Using R for scalable data analytics: From single machines to Hadoop Spark clusters
Join in to learn how to do scalable, end-to-end data science in R on single machines as well as on Spark clusters. You'll be assigned an individual Spark cluster with all contents preloaded and software installed and use it to gain experience building, operationalizing, and consuming machine-learning models using distributed functions in R.

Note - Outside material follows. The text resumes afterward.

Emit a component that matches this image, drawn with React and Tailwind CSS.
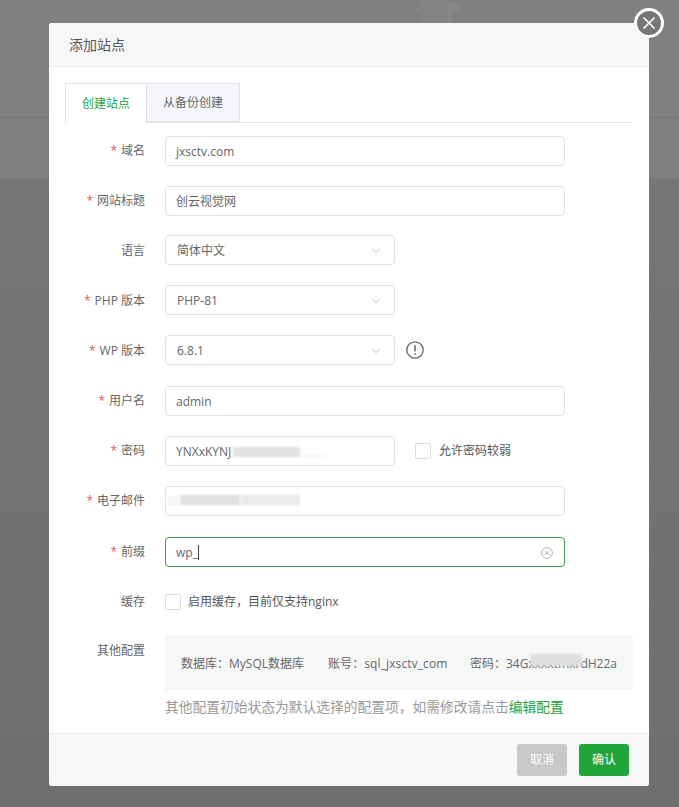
import { ChevronDown } from "lucide-react";

const FONT = "font-['Open_Sans','Noto_Sans_CJK_SC',sans-serif]";

function Row({ label, required, children, className = "", labelClass = "" }) {
  return (
    <div className={`flex items-center ${className}`}>
      <label className={`w-[80px] shrink-0 text-right text-xs text-[#666] ${labelClass}`}>
        {required ? <span className="mr-1 text-[#e05a5a]">*</span> : null}
        {label}
      </label>
      <div className="ml-5 flex min-w-0 flex-1 items-center">{children}</div>
    </div>
  );
}

function TextBox({ value, width = "w-[400px]", children }) {
  return (
    <div className={`relative flex h-[30px] items-center rounded-[4px] border border-[#e2e2e2] bg-white px-[10px] pt-px text-xs text-[#666] ${width}`}>
      <span>{value}</span>
      {children}
    </div>
  );
}

function SelectBox({ value }) {
  return (
    <div className="flex h-[30px] w-[230px] items-center justify-between rounded-[4px] border border-[#e2e2e2] bg-white px-[11px] pt-px text-xs text-[#666]">
      <span>{value}</span>
      <ChevronDown size={14} strokeWidth={1} className="text-[#999]" />
    </div>
  );
}

function Blur({ className }) {
  return <span className={`absolute blur-[1px] ${className}`} />;
}

export default function App() {
  return (
    <div className={`relative h-[807px] w-[679px] overflow-hidden bg-[#797979] ${FONT}`}>
      {/* dimmed page behind the dialog */}
      <div className="absolute inset-x-0 top-0 h-[117px] bg-[#808080]" />
      <div className="absolute inset-x-0 top-[117px] h-[61px] border-t border-[#757575] bg-[#7f7f7f]" />
      <div className="absolute inset-x-0 top-[178px] bottom-0 bg-gradient-to-b from-[#767676] to-[#6f6f6f]" />
      <svg viewBox="0 0 50 24" className="absolute left-[412px] top-0 h-[24px] w-[50px]">
        <path d="M3 10 L9 3 V10 Z" fill="#888888" />
        <path d="M8 0 H36 V24 H9 Z" fill="#838383" />
        <path d="M36 2 L47 3 L49 11 L40 12 V24 H36 Z" fill="#878787" />
      </svg>

      <div className="relative ml-[49px] pt-[23px]">
        <div className="relative w-[600px] rounded-[3px] bg-white">
          <div className="flex h-[44px] items-center rounded-t-[3px] border-b border-[#eeeeee] bg-[#f7f7f7] pl-5 text-[14px] text-[#555]">
            添加站点
          </div>

          <div className="h-[666px] px-4 pt-4">
            <div className="flex h-[40px] border-b border-[#e6e6e6]">
              <div className="-mb-px flex w-[82px] items-center justify-center border border-b-0 border-[#dfe1e6] bg-white text-xs text-[#20a53a]">
                创建站点
              </div>
              <div className="flex w-[93px] items-center justify-center border border-l-0 border-[#dfe1e6] bg-[#f5f6fa] text-xs text-[#666]">
                从备份创建
              </div>
            </div>

            <div className="mt-[13px] flex flex-col gap-5">
              <Row label="域名" required>
                <TextBox value="jxsctv.com" />
              </Row>
              <Row label="网站标题" required>
                <TextBox value="创云视觉网" />
              </Row>
              <Row label="语言" className="-mt-px" labelClass="pt-px">
                <SelectBox value="简体中文" />
              </Row>
              <Row label="PHP 版本" required labelClass="pt-px">
                <SelectBox value="PHP-81" />
              </Row>
              <Row label="WP 版本" required labelClass="pt-px">
                <SelectBox value="6.8.1" />
                <svg viewBox="0 0 18 18" className="ml-[11px] h-[18px] w-[18px] text-[#666]" fill="none" stroke="currentColor">
                  <circle cx="9" cy="9" r="8.2" strokeWidth="1.3" />
                  <path d="M9 4.2v6.2" strokeWidth="1.6" />
                  <path d="M9 12.2v1.6" strokeWidth="1.6" />
                </svg>
              </Row>
              <Row label="用户名" required className="mt-px">
                <TextBox value="admin" />
              </Row>
              <Row label="密码" required>
                <TextBox value="YNXxKYNJ" width="w-[230px]">
                  <Blur className="left-[67px] top-[10px] h-[10px] w-[67px] bg-[#e2e2e2]" />
                  <Blur className="left-[134px] top-[18px] h-[2px] w-[26px] bg-[#f4f4f4]" />
                </TextBox>
                <span className="ml-5 h-4 w-4 rounded-[2px] border border-[#dcdcdc] bg-white" />
                <span className="ml-2 text-xs text-[#555]">允许密码较弱</span>
              </Row>
              <Row label="电子邮件" required>
                <TextBox value="">
                  <Blur className="left-[14px] top-[8px] h-[10px] w-[60px] bg-[#e0e0e0]" />
                  <Blur className="left-[74px] top-[8px] h-[10px] w-[60px] bg-[#eaeaea]" />
                  <Blur className="left-[1px] top-[9px] h-[10px] w-[13px] bg-[#f5f5f5]" />
                </TextBox>
              </Row>
              <Row label="前缀" required className="mt-px" labelClass="-mt-px">
                <div className="flex h-[30px] w-[400px] items-center justify-between rounded-[4px] border border-[#3f9a56] bg-white px-[10px] pt-px text-xs text-[#666]">
                  <span className="flex items-center">
                    wp_
                    <span className="h-[15px] w-px bg-[#444]" />
                  </span>
                  <svg viewBox="0 0 12 12" className="mr-px h-3 w-3 text-[#aaa]" fill="none" stroke="currentColor" strokeWidth="0.9">
                    <circle cx="6" cy="6" r="5.4" />
                    <path d="M4.2 4.2l3.6 3.6M7.8 4.2l-3.6 3.6" />
                  </svg>
                </div>
              </Row>
              <Row label="缓存">
                <div className="flex h-[30px] items-center">
                  <span className="h-4 w-4 rounded-[2px] border border-[#dcdcdc] bg-white" />
                  <span className="ml-[7px] text-xs text-[#555]">启用缓存，目前仅支持nginx</span>
                </div>
              </Row>
            </div>

            <div className="mt-[18px] flex items-start">
              <div className="w-[80px] shrink-0 pt-[8px] text-right text-xs text-[#666]">其他配置</div>
              <div className="ml-5 flex-1">
                <div className="relative flex h-[56px] items-center whitespace-nowrap bg-[#f6f7f7] pl-4 pt-[2px] text-xs text-[#666]">
                  <span className="w-[147px]">数据库：MySQL数据库</span>
                  <span className="w-[142px] tracking-[0.1px]">账号：sql_jxsctv_com</span>
                  <span>密码：34GxxxxtfnxrdH22a</span>
                  <Blur className="left-[365px] top-[19px] h-[12px] w-[52px] bg-[#dedede]" />
                </div>
                <div className="mt-[7px] whitespace-nowrap text-[13.75px] leading-[18px] text-[#999]">
                  其他配置初始状态为默认选择的配置项，如需修改请点击
                  <span className="text-[#20a53a]">编辑配置</span>
                </div>
              </div>
            </div>
          </div>

          <div className="flex h-[53px] items-center justify-end gap-3 rounded-b-[3px] border-t border-[#eeeeee] bg-[#f6f8f8] pr-5">
            <button className="h-8 w-[50px] rounded-[3px] bg-[#c8c8c8] text-xs text-white">取消</button>
            <button className="h-8 w-[50px] rounded-[3px] bg-[#20a53a] text-xs text-white">确认</button>
          </div>

          <button className="absolute -right-[15px] -top-[15px] flex h-[30px] w-[30px] items-center justify-center rounded-full border-[3px] border-white bg-[#777]">
            <svg viewBox="0 0 14 14" className="h-[14px] w-[14px]" fill="none" stroke="white" strokeWidth="1.7">
              <path d="M1.5 1.5l11 11M12.5 1.5l-11 11" />
            </svg>
          </button>
        </div>
      </div>
    </div>
  );
}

Talk Title | Using R for scalable data analytics: From single machines to Hadoop Spark clusters |
Speakers | Vanja Paunic (Microsoft), Robert Horton (Microsoft), Hang Zhang (Microsoft), Srini Kumar (LevaData, Inc.), Mengyue Zhao (Microsoft), John-Mark Agosta (Microsoft), Mario Inchiosa (Microsoft), Debraj GuhaThakurta (Microsoft) |
Conference | Strata + Hadoop World |
Conf Tag | Big Data Expo |
Location | San Jose, California |
Date | March 14-16, 2017 |
URL | Talk Page |
Slides | Talk Slides |
Video | |
R is one of the most used languages in the data science, statistics, and machine-learning (ML) community. Although open source R has a rich set of packages and functions for statistics and ML, when it comes to scalable data science, many CRAN-R users are hindered by the limitations of available functions to handle big data efficiently and a lack of knowledge about the appropriate computing environments to scale R scripts from single-node to elastic and distributed cloud services, including Spark 2.0 integrations. Vanja Paunic, Robert Horton, Hang Zhang, Srini Kumar, Mengyue Zhao, John-Mark Agosta, Mario Inchiosa, and Debraj GuhaThakurta walk you through creating end-to-end data science solutions in R on Spark clusters and consuming them in production. The tutorial materials and the scripts that are used to create the Spark clusters will be published to a public GitHub repository, so you’ll be able to create Spark clusters identical to the ones you use in the tutorial by running the scripts even after the tutorial session completes.